Written instruction
Search the listing below for "components". Copy each matching line.

Material provided
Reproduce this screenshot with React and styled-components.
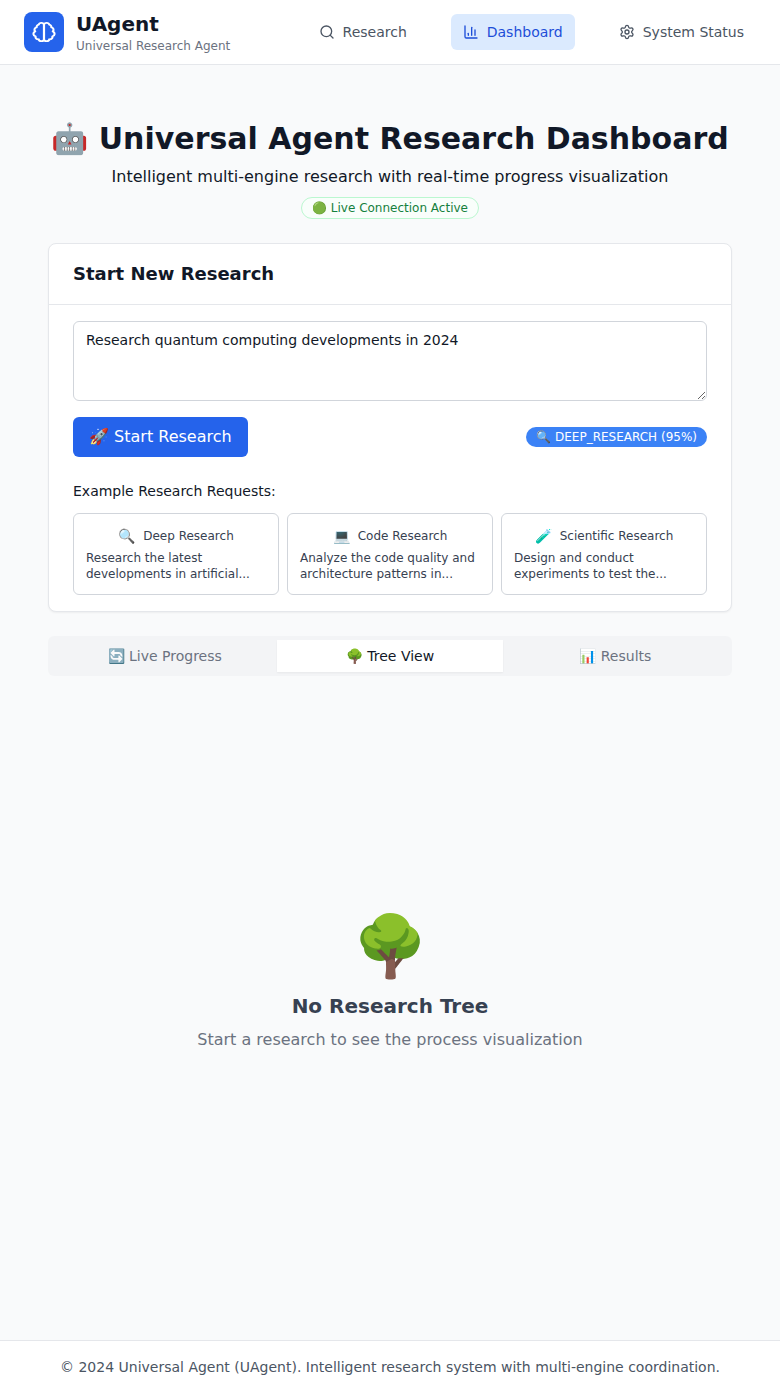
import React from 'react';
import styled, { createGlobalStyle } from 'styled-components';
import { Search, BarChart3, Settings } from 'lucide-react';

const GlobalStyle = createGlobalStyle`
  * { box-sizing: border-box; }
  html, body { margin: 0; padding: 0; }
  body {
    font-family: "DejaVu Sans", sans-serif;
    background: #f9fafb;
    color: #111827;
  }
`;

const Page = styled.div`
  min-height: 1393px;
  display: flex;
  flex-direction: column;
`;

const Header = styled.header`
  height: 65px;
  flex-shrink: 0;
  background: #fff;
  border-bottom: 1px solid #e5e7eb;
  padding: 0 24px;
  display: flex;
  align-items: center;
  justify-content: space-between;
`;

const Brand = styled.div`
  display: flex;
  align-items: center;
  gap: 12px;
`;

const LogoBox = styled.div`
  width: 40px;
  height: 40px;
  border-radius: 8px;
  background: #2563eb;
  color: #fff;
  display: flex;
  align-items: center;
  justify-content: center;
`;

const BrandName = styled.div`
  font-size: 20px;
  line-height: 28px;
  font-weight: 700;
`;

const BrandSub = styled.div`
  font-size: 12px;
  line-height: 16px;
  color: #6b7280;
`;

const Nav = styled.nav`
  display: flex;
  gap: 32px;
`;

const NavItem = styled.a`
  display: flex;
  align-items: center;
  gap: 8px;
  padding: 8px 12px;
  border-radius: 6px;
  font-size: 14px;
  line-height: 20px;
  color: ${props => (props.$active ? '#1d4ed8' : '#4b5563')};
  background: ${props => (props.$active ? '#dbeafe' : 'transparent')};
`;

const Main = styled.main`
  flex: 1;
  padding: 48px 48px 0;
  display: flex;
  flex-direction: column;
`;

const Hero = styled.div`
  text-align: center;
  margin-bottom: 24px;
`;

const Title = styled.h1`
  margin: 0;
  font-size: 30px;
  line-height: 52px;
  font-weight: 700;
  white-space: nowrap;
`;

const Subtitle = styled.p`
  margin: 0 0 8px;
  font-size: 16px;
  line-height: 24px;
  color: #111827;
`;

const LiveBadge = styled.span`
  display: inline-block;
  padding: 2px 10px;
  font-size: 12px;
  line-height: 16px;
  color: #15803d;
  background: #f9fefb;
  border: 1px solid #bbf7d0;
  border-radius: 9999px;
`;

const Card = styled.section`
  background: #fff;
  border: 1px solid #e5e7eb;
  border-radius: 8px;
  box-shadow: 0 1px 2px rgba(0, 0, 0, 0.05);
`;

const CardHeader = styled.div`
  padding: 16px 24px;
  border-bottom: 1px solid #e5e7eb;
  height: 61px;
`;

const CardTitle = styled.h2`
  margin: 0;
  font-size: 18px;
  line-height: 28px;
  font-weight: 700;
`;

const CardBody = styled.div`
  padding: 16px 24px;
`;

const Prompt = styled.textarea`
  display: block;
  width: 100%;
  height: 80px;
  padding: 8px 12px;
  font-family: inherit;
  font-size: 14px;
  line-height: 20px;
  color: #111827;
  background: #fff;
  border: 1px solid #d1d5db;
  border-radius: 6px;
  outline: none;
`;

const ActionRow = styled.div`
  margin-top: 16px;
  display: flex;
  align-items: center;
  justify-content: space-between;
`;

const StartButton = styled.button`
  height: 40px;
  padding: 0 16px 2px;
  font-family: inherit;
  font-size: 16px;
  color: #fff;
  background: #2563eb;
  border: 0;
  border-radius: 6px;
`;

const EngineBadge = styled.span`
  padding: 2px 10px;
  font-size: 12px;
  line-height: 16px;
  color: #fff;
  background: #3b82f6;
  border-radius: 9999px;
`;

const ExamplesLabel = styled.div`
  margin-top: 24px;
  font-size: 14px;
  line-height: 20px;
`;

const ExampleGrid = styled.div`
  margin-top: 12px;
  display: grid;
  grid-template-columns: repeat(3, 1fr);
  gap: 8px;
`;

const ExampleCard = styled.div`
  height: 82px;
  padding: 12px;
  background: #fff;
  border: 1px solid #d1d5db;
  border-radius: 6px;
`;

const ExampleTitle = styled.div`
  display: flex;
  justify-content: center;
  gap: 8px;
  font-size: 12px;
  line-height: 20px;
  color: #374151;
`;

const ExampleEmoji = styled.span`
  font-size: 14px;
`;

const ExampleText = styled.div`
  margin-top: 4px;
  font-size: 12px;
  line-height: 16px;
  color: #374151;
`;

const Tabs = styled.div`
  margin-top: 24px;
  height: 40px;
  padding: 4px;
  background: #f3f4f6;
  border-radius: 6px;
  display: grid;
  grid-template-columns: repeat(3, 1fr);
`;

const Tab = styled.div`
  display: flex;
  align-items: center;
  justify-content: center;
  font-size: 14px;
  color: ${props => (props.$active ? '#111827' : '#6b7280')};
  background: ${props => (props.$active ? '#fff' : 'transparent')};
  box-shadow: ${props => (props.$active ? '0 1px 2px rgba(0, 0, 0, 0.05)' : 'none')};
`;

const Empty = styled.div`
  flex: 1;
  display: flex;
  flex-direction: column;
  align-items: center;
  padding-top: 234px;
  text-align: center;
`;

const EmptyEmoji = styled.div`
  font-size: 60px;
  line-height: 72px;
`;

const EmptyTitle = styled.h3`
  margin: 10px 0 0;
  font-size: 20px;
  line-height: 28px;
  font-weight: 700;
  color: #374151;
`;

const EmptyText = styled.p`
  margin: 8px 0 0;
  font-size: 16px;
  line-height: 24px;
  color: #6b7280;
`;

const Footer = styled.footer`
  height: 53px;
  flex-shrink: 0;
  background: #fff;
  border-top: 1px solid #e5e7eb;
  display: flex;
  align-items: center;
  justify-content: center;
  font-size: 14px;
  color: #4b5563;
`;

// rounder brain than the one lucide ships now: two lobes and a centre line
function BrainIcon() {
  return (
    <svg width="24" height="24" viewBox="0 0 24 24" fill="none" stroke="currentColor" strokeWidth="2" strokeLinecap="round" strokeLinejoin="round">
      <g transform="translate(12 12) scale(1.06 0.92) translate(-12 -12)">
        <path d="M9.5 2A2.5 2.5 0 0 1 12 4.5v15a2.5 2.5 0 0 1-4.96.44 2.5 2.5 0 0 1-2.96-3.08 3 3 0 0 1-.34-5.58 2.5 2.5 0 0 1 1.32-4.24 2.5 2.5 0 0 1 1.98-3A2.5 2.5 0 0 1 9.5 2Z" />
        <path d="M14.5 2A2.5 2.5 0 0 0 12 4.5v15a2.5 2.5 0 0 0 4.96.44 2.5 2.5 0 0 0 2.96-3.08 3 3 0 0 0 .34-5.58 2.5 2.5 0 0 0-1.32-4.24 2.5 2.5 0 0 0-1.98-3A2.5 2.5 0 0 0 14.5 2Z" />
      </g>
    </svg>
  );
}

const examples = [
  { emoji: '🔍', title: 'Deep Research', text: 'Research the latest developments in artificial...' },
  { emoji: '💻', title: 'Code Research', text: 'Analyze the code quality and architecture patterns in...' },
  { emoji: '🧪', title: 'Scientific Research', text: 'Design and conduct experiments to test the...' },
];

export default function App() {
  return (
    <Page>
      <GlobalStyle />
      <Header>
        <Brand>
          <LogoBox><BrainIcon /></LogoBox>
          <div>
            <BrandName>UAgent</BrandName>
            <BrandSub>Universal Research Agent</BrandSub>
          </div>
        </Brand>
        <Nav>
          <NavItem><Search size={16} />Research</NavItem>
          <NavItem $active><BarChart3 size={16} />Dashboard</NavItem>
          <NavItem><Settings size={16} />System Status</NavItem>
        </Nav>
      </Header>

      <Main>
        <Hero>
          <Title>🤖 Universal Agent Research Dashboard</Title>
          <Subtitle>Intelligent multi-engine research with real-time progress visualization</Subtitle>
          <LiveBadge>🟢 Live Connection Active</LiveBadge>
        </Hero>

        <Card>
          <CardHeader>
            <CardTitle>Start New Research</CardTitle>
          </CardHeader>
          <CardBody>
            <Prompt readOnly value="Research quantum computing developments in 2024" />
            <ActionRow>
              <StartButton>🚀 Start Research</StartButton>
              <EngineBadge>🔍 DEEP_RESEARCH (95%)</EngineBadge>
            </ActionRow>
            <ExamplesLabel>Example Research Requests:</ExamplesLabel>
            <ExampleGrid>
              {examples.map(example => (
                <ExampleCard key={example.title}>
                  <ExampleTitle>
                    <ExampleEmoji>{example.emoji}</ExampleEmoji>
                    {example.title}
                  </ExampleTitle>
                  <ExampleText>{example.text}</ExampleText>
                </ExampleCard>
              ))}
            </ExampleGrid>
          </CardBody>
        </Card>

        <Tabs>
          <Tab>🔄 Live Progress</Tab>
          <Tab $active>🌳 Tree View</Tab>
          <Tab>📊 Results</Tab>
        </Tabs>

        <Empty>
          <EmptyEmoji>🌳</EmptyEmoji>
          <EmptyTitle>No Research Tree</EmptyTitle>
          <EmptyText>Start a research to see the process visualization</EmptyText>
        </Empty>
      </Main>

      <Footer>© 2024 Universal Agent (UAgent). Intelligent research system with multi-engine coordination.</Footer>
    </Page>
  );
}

Result of the task
Reproduce this screenshot with React and styled-components.
import styled, { createGlobalStyle } from 'styled-components';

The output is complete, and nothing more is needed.